══ Given information ══

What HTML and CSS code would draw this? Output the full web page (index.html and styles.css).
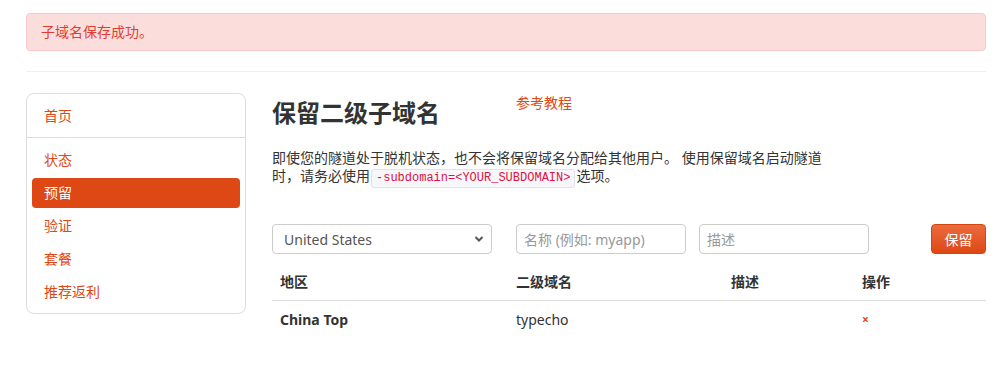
FILE: index.html
```html
<!DOCTYPE html>
<html lang="zh-CN">
  <head>
    <meta charset="UTF-8" />
    <meta name="viewport" content="width=device-width, initial-scale=1.0" />
    <title>保留二级子域名</title>
    <link rel="stylesheet" href="styles.css">
  </head>
  <body>
    <div class="container">
      <div class="alert">子域名保存成功。</div>
      <hr class="divider" />

      <div class="row">
        <div class="sidebar">
          <ul class="nav-list">
            <li><a href="#">首页</a></li>
            <li class="nav-divider"></li>
            <li><a href="#">状态</a></li>
            <li class="active"><a href="#">预留</a></li>
            <li><a href="#">验证</a></li>
            <li><a href="#">套餐</a></li>
            <li><a href="#">推荐返利</a></li>
          </ul>
        </div>

        <div class="main">
          <div class="title-row">
            <h2 class="page-title">保留二级子域名</h2>
            <a class="help-link" href="#">参考教程</a>
          </div>
          <p class="intro">
            即使您的隧道处于脱机状态，也不会将保留域名分配给其他用户。 使用保留域名启动隧道时，请务必使用<code>-subdomain=&lt;YOUR_SUBDOMAIN&gt;</code>选项。
          </p>

          <!-- reserve form -->
          <div class="reserve-form">
            <div class="select-wrap">
              <select class="region-select">
                <option>United States</option>
                <option>China Top</option>
              </select>
              <svg class="chevron" width="10" height="8" viewBox="0 0 10 8">
                <path d="M1.5 2 L5 5.5 L8.5 2" fill="none" stroke="#555" stroke-width="2" />
              </svg>
            </div>
            <input type="text" class="field field-name" placeholder="名称 (例如: myapp)" />
            <input type="text" class="field" placeholder="描述" />
            <button class="btn-reserve">保留</button>
          </div>

          <table class="domain-table">
            <thead>
              <tr>
                <th class="col-region">地区</th>
                <th class="col-name">二级域名</th>
                <th class="col-desc">描述</th>
                <th>操作</th>
              </tr>
            </thead>
            <tbody>
              <tr>
                <td class="region-name">China Top</td>
                <td>typecho</td>
                <td></td>
                <td><a class="delete-link" href="#">×</a></td>
              </tr>
            </tbody>
          </table>
        </div>
      </div>
    </div>
  </body>
</html>
```

FILE: styles.css
```css
body {
  font-family: "Noto Sans", "Noto Sans CJK SC", sans-serif;
  font-size: 14px;
  line-height: 20px;
  color: #333;
  background-color: #fff;
  margin: 0;
  padding: 0;
}

.container {
  width: 960px;
  margin-left: 26px;
  padding-top: 13px;
}

.alert {
  padding: 8px 35px 8px 14px;
  margin-bottom: 20px;
  background-color: #fbdedc;
  border: 1px solid #f6cacb;
  border-radius: 4px;
  color: #df3d32;
}

.divider {
  margin: 0 0 20px;
  border: 0;
  border-top: 1px solid #eee;
  border-bottom: 1px solid #fff;
}

.row {
  display: flex;
  align-items: flex-start;
}

.sidebar {
  width: 220px;
  margin-right: 26px;
}

.nav-list {
  list-style: none;
  margin: 0;
  padding: 7px 5px 6px;
  border: 1px solid #ddd;
  border-radius: 8px;
  display: flex;
  flex-direction: column;
  gap: 3px;
}

.nav-list li a {
  display: block;
  height: 30px;
  line-height: 30px;
  padding: 0 12px;
  color: #dd4814;
  text-decoration: none;
  border-radius: 4px;
}

.nav-list li.active a {
  background-color: #dd4814;
  color: #fff;
}

.nav-list .nav-divider {
  height: 1px;
  margin: 3px -5px 4px;
  background-color: #ddd;
}

.main {
  flex: 1;
}

.title-row {
  display: flex;
  align-items: flex-start;
}

.page-title {
  width: 244px;
  margin: 0;
  padding-top: 5px;
  font-size: 24px;
  line-height: 30px;
  font-weight: 700;
  color: #333;
}

.help-link {
  color: #dd4814;
  text-decoration: none;
}

.intro {
  max-width: 560px;
  margin: 21px 0 0;
  line-height: 18px;
}

code {
  display: inline-block;
  padding: 1px 4px;
  margin: 0 1px;
  font-family: "Liberation Mono", monospace;
  font-size: 12px;
  line-height: 15px;
  vertical-align: 0;
  color: #d14;
  background-color: #f7f7f9;
  border: 1px solid #e1e1e8;
  border-radius: 3px;
}

.reserve-form {
  display: flex;
  align-items: center;
  margin-top: 36px;
}

.select-wrap {
  position: relative;
  margin-right: 24px;
}

.region-select {
  appearance: none;
  width: 220px;
  height: 30px;
  padding: 0 11px;
  font-family: "Noto Sans", "Noto Sans CJK SC", sans-serif;
  font-size: 14px;
  color: #555;
  background-color: #fff;
  border: 1px solid #ccc;
  border-radius: 4px;
}

.chevron {
  position: absolute;
  right: 8px;
  top: 11px;
  pointer-events: none;
}

.field {
  width: 170px;
  height: 30px;
  box-sizing: border-box;
  padding: 4px 7px;
  font-family: "Noto Sans", "Noto Sans CJK SC", sans-serif;
  font-size: 14px;
  color: #555;
  border: 1px solid #ccc;
  border-radius: 4px;
}

.field::placeholder {
  color: #999;
}

.field-name {
  margin-right: 13px;
}

.btn-reserve {
  margin-left: auto;
  width: 55px;
  height: 30px;
  padding: 0;
  font-family: "Noto Sans", "Noto Sans CJK SC", sans-serif;
  font-size: 14px;
  color: #fff;
  background-image: linear-gradient(#eb6b3e, #dd4814);
  border: 1px solid #d5450f;
  border-radius: 4px;
  cursor: pointer;
}

.domain-table {
  width: 100%;
  margin-top: 10px;
  border-collapse: collapse;
}

.domain-table th,
.domain-table td {
  padding: 8px;
  line-height: 20px;
  text-align: left;
}

.domain-table th {
  font-weight: 700;
  border-bottom: 1px solid #ddd;
}

.col-region {
  width: 220px;
}

.col-name {
  width: 199px;
}

.col-desc {
  width: 115px;
}

.region-name {
  font-weight: 700;
}

.delete-link {
  color: #dd4814;
  font-size: 12px;
  font-weight: 700;
  text-decoration: none;
}
```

═══

Your goal:
Using the listing above, pull out all lines that hold the word "index".

Expected output:
What HTML and CSS code would draw this? Output the full web page (index.html and styles.css).
FILE: index.html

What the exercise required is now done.